Our 5 strong Macro Economics team provides us with macro analysis and forecast which we leverage to build our base scenario and sector allocation. The bottom-up analysis comes from our team of 9 Investment Analysts who rate the Securities on liquidity, governance, fundamentals and technicals and then score these using our proprietary models. The scores are plotted against the sovereign curve signalling the most attractive risk reward investment options. Then, the Fund Manager selects names and allocates weightings at discretion – observing the MSCI 10/40 issuer concentration guidelines.
The portfolio building process is of course iterative. We hold daily meetings to monitor the investment universe and our holdings, discuss news flow and investment ideas. We present our portfolios to the Investment Committee on a weekly basis and report our performance on a monthly basis, though the fund has daily liquidity.

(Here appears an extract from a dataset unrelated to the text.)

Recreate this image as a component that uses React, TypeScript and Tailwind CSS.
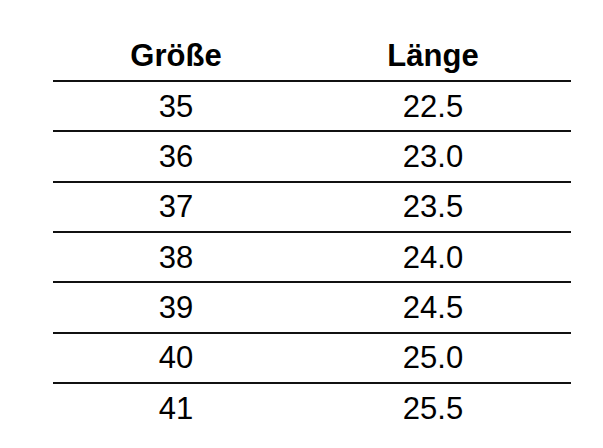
const rows: [string, string][] = [
  ['35', '22.5'],
  ['36', '23.0'],
  ['37', '23.5'],
  ['38', '24.0'],
  ['39', '24.5'],
  ['40', '25.0'],
  ['41', '25.5'],
];

export default function App() {
  return (
    <div className="h-[448px] w-[603px] bg-white pt-[30px] pl-[53px] font-['Liberation_Sans',Arial,sans-serif] text-black">
      <div className="w-[518px]">
        <div className="grid h-[50px] grid-cols-[246px_1fr] items-center pr-[4px] text-[31px] font-bold leading-none">
          <div className="text-center">Größe</div>
          <div className="text-center">Länge</div>
        </div>
        {rows.map(([size, len]) => (
          <div
            key={size}
            className="grid h-[50.33px] grid-cols-[246px_1fr] items-center border-t-2 border-[#111] pr-[4px] text-[31px] leading-none"
          >
            <div className="text-center">{size}</div>
            <div className="text-center">{len}</div>
          </div>
        ))}
      </div>
    </div>
  );
}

On your last point, there are 3 layers of Risk Management worth mentioning; first our Risk Management team runs simulations analysis of the portfolio with “what if scenarios” on a daily basis, second the Investment Analysts run stress tests on the portfolio holdings and third the fund is subject to the SICAV 10/40 guidelines on issuer concentration limits.
Q: What's your view on the Brazilian macro picture and for the evolution of the Real for 2012?
A: Our view is that the Brazilian economy should continue to grow in a sustainable way, in the 3-3.5% range, supported by a robust domestic economy which is growing at +4.5% and low inflation due to a successful mix of fiscal and monetary policies, which in my opinion supports a better Brazilian risk perception, and sustainable capital inflows. If need be, the Brazilian Central Bank might intervene to provide liquidity and absorb the excess which is positive.
But of course, Brazil is not an island and the performance of the Real also depends on external factors and will be impacted by monetary policies in the USA and Europe, commercial flows and commodity prices as well as risk perception.